U.S. v. Whigham

Decision Date03 December 2010
Docket NumberCriminal No. 06cr10328–NG.
Citation754 F.Supp.2d 239
PartiesUNITED STATES of America,v.Kenneth WHIGHAM, Defendant.
CourtU.S. District Court — District of Massachusetts

OPINION TEXT STARTS HERE

John A. Wortmann, Jr., United States Attorney's Office, Boston, MA, for Plaintiff.

SECOND AMENDED1 SENTENCING MEMORANDUM

NANCY GERTNER, District Judge.

This case arose out of a joint federal-state arrest of twenty-three individuals who distributed crack cocaine in the Bromley Heath housing project in Boston, Massachusetts. While there is no question that crack cocaine has been the scourge of this neighborhood, like many others in Boston, my focus here must be on the sentence of one man, Kenneth Whigham (Whigham).

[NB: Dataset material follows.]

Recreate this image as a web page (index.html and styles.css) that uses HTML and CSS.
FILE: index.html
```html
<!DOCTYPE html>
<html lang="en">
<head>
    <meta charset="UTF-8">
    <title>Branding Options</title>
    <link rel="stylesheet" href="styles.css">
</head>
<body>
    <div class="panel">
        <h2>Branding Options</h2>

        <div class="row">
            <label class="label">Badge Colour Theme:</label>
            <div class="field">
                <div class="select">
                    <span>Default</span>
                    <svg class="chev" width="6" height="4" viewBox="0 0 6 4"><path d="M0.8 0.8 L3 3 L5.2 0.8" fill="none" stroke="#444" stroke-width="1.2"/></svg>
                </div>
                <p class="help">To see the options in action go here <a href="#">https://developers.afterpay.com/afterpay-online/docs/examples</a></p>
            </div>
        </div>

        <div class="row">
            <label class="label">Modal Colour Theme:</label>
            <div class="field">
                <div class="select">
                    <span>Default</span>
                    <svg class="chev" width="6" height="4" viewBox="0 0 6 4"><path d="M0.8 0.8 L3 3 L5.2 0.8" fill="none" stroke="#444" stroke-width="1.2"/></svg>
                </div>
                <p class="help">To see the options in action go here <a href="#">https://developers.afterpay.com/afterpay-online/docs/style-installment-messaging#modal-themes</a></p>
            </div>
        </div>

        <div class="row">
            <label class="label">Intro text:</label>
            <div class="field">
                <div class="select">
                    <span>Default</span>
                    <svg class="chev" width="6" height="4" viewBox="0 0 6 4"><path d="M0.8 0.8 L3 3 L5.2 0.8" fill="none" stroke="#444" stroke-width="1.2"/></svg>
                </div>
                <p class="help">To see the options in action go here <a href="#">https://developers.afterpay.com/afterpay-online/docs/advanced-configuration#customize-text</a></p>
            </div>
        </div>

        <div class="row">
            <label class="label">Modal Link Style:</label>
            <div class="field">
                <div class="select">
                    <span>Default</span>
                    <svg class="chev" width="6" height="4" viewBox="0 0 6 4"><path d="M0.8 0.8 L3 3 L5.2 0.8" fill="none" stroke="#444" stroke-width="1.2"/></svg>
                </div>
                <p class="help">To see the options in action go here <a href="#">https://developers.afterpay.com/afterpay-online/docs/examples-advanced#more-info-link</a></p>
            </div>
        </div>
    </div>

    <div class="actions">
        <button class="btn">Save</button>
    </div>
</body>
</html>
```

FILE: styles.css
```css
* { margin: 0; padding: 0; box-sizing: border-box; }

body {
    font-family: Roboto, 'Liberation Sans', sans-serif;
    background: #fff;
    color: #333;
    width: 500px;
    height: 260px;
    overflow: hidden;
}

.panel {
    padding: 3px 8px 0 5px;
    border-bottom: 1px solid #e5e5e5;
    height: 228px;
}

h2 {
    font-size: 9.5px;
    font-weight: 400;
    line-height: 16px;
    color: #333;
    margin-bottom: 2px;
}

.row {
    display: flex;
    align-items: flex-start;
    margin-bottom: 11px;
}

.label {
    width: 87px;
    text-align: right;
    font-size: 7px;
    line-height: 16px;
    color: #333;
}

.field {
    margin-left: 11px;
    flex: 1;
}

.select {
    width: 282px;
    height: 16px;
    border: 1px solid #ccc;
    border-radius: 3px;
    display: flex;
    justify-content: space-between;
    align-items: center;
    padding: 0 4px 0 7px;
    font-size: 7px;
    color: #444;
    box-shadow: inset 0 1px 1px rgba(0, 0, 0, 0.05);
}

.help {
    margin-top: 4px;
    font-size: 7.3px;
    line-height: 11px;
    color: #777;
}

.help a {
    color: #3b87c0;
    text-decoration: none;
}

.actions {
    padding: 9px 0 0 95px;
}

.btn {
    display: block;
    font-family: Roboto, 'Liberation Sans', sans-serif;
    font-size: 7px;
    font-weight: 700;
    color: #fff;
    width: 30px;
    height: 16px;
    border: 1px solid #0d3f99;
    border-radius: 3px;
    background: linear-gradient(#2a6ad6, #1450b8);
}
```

Whigham was charged with participating in drug deals on three dates, March 31, 2006, May 11, 2006, and May 12, 2006, distributing a total of 4.75 grams of crack cocaine. In addition, the government claims that Whigham participated in other drug deals which, though uncharged, comprise relevant conduct under the United States Sentencing Guidelines. All told the amount attributed to Whigham's dealing was 10.25 grams. But whatever the totals, no one doubts that Whigham was, at best, a street dealer, as were virtually all of the individuals caught up in the sweep. He is also 46, with substantial mental deficits, living with his mother all of his life, with no visible means of support.

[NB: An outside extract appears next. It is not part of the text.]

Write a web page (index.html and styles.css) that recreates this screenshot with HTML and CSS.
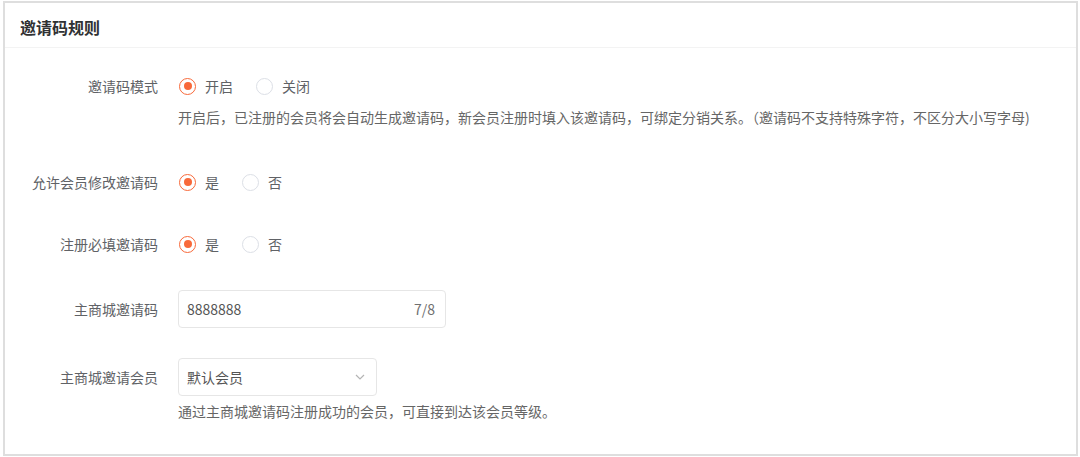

Four individuals were sentenced before me: Kenneth Whigham, Gerrod Brown, Louis Ortiz and Myles Haynes, each indicted not just for distributing the drug, but for doing so within 1,000 feet of a public housing project. See generally United States v. Haynes, 557 F.Supp.2d 200 (D.Mass.2008). Apart from these three individuals, there were fifteen other cases before other judges of the District of Massachusetts. See infra Table 1. Still others—presumably minors—were charged in state court. To be sure, it is difficult to put cases arising out of a single sweep in context when they are brought before different judges. The government suggests these difficulties are the unavoidable product of entirely legitimate charging decisions. There was, the government claims, no overarching conspiracy here to justify bringing all cases before a single judge. Just so. Each is a street dealer; each is effectively at the bottom of the “crack cocaine” distribution chain.

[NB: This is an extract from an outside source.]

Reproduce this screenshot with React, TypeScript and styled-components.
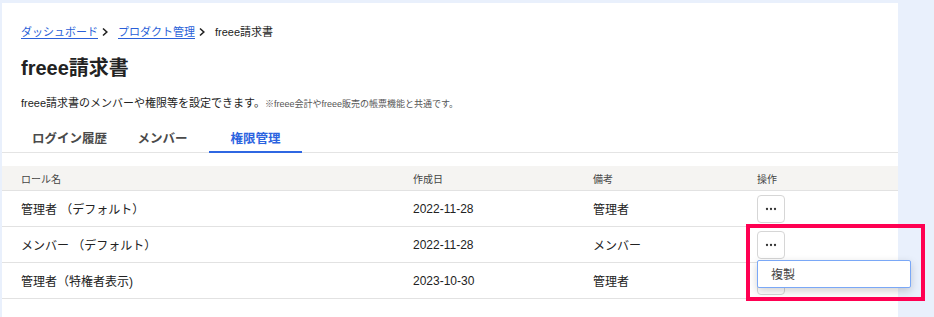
import React from "react";
import styled, { createGlobalStyle } from "styled-components";

const Global = createGlobalStyle`
  html, body { margin: 0; padding: 0; }
  body {
    background: #e9f0fc;
    font-family: "Liberation Sans", "Noto Sans CJK JP", sans-serif;
    color: #222;
    overflow: hidden;
  }
`;

const Page = styled.div`
  width: 934px;
  height: 317px;
  box-sizing: border-box;
  padding: 3px 0 0 2px;
`;

const Panel = styled.div`
  width: 896px;
  height: 314px;
  background: #fff;
  padding-top: 21px;
  box-sizing: border-box;
`;

const Section = styled.div`
  padding: 0 19px;
`;

const Breadcrumb = styled.nav`
  display: flex;
  align-items: center;
  font-size: 11px;
  line-height: 16px;
  color: #222;
`;

const Crumb = styled.a`
  color: #2a5fd8;
  text-decoration: underline;
  text-underline-offset: 2px;
`;

const Chevron = styled.svg`
  width: 10px;
  height: 10px;
  margin: 0 8px 0 2px;
`;

const Title = styled.h1`
  margin: 14px 0 0;
  font-size: 20px;
  line-height: 28px;
  font-weight: 700;
  color: #222;
`;

const Desc = styled.p`
  margin: 13px 0 0;
  font-size: 11px;
  line-height: 16px;
  color: #222;
`;

const Note = styled.span`
  font-size: 9px;
  color: #555;
`;

const TabBar = styled.div`
  display: flex;
  margin-top: 10px;
  padding-left: 21px;
  border-bottom: 1px solid #e4e4e4;
`;

const Tab = styled.div<{ $active?: boolean }>`
  width: 93px;
  text-align: center;
  padding: 8px 0 3px;
  line-height: 18px;
  font-size: 12.5px;
  font-weight: 700;
  color: ${(p) => (p.$active ? "#2b63e0" : "#4a4a4a")};
  border-bottom: 2px solid ${(p) => (p.$active ? "#2f67e2" : "transparent")};
  margin-bottom: -1px;
`;

const Table = styled.div`
  margin-top: 13px;
`;

const Row = styled.div<{ $head?: boolean }>`
  display: grid;
  grid-template-columns: 392px 180px 164px 1fr;
  align-items: center;
  padding-left: 19px;
  height: ${(p) => (p.$head ? "24px" : "35px")};
  background: ${(p) => (p.$head ? "#f5f4f2" : "#fff")};
  border-bottom: 1px solid #e2e2e2;
  font-size: ${(p) => (p.$head ? "10px" : "12px")};
  color: ${(p) => (p.$head ? "#444" : "#222")};
`;

const ActionWrap = styled.div`
  position: relative;
  width: 28px;
  height: 28px;
`;

const MoreButton = styled.button`
  width: 28px;
  height: 28px;
  padding: 0;
  border: 1px solid #d6d6d6;
  border-radius: 4px;
  background: #fff;
  display: flex;
  align-items: center;
  justify-content: center;
  box-sizing: border-box;
`;

const Menu = styled.div`
  position: absolute;
  top: 29px;
  left: 0;
  width: 154px;
  height: 28px;
  box-sizing: border-box;
  background: #fff;
  border: 1px solid #7aa8f7;
  border-radius: 2px;
  box-shadow: 0 3px 8px rgba(0, 0, 0, 0.18);
  display: flex;
  align-items: center;
  padding-left: 13px;
  font-size: 12px;
  color: #444;
  z-index: 2;
`;

const Highlight = styled.div`
  position: absolute;
  left: -11px;
  top: -7px;
  width: 179px;
  height: 77px;
  box-sizing: border-box;
  border: 4px solid #ff0052;
  pointer-events: none;
  z-index: 3;
`;

const Dots = () => (
  <svg width="14" height="4" viewBox="0 0 14 4">
    <circle cx="3" cy="2" r="1.15" fill="#333" />
    <circle cx="7" cy="2" r="1.15" fill="#333" />
    <circle cx="11" cy="2" r="1.15" fill="#333" />
  </svg>
);

const Sep = () => (
  <Chevron viewBox="0 0 10 10">
    <path d="M3 1.5 L6.8 5 L3 8.5" fill="none" stroke="#222" strokeWidth="1.6" />
  </Chevron>
);

const rows = [
  { name: "管理者 （デフォルト）", date: "2022-11-28", note: "管理者" },
  { name: "メンバー （デフォルト）", date: "2022-11-28", note: "メンバー", open: true },
  { name: "管理者（特権者表示)", date: "2023-10-30", note: "管理者" },
];

export default function App() {
  return (
    <>
      <Global />
      <Page>
        <Panel>
          <Section>
            <Breadcrumb>
              <Crumb>ダッシュボード</Crumb>
              <Sep />
              <Crumb>プロダクト管理</Crumb>
              <Sep />
              <span>freee請求書</span>
            </Breadcrumb>
            <Title>freee請求書</Title>
            <Desc>
              freee請求書のメンバーや権限等を設定できます。
              <Note>※freee会計やfreee販売の帳票機能と共通です。</Note>
            </Desc>
          </Section>
          <TabBar>
            <Tab>ログイン履歴</Tab>
            <Tab>メンバー</Tab>
            <Tab $active>権限管理</Tab>
          </TabBar>
          <Table>
            <Row $head>
              <div>ロール名</div>
              <div>作成日</div>
              <div>備考</div>
              <div>操作</div>
            </Row>
            {rows.map((r) => (
              <Row key={r.name}>
                <div>{r.name}</div>
                <div>{r.date}</div>
                <div>{r.note}</div>
                <div>
                  <ActionWrap>
                    <MoreButton>
                      <Dots />
                    </MoreButton>
                    {r.open && (
                      <>
                        <Menu>複製</Menu>
                        <Highlight />
                      </>
                    )}
                  </ActionWrap>
                </div>
              </Row>
            ))}
          </Table>
        </Panel>
      </Page>
    </>
  );
}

As in many of these cases, the Sentencing Guidelines called for an extraordinarily severe sentence, 188–235 months. The range is driven by certain widely criticized guidelines—the fact that Whigham qualifies as a career offender under U.S.S.G. § 4B1.1, the extent to which the Guidelines emphasize quantity over most other factors, the extraordinary severity of the crack guidelines, as compared with the powder cocaine guidelines, and the extent to which the Guidelines in effect at the time of Whigham's sentencing fail to give sufficient attention to mitigating factors like the defendant's role in the offense or the defendant's profound mental deficiencies. (Recent changes in the Sentencing Guidelines have ameliorated some of these problems, particularly with respect to the crack cocaine guidelines. Whigham, however, was sentenced before any of the changes took effect.) 2

Significantly, neither side recommended a Guideline sentence. The government recommended 114 months; the defendant recommended time served (which amounted to nearly four years). I sentenced Whigham to sixty months and six years of supervised release, with detailed conditions to address his complex problems.

I first describe Whigham's background. In order to perform my responsibilities post United States v. Booker, 543 U.S. 220, 245, 125 S.Ct. 738, 160 L.Ed.2d 621 (2005), under a now advisory Guidelines regime, I have to understand all the facts about the defendant's life and the circumstances of this offense, not simply the facts made relevant by the Guidelines. I then address the Guideline sentence and why it is inappropriate here.

Once I determine that a Guideline sentence does not apply, I must then decide what sentence is appropriate to meet the statutory sentencing purposes of 18 U.S.C. § 3553(a) as Booker directs. See 543 U.S. at 224, 125 S.Ct. 738. In this regard, I will use the approach which I used in other drug sweep cases, described in United States v. Garrison, 560 F.Supp.2d 83 (D.Mass.2008). In Garrison, I evaluated and compared the sentences imposed on men picked up in the same sweep, the same geographical area, with the same charges—including sentences imposed by other judges—to the case of the defendant before me. In effect, Garrison makes the sentences of individuals imposed by other judicial officers function as precedent for my sentence, part of a common law of sentencing.3

The government criticizes the Garrison approach, arguing that it will somehow exacerbate disparity in this jurisdiction and cites to a recent article by Professor Ryan Scott (“Scott”), Inter–Judge Sentencing Disparity After Booker: A First Look (Ind. Legal Studies Research, Paper No. 140, 2010) (hereinafter Inter–Judge Sentencing Disparity After Booker ), which reflected concerns about Massachusetts federal sentencing. As I describe below, Scott's article defines disparity in terms of the extent to which District of Massachusetts judges are following the Sentencing Guidelines. Following the Guidelines, it suggests, promotes the kind of sentencing consistency that the Sentencing Reform Act aimed for.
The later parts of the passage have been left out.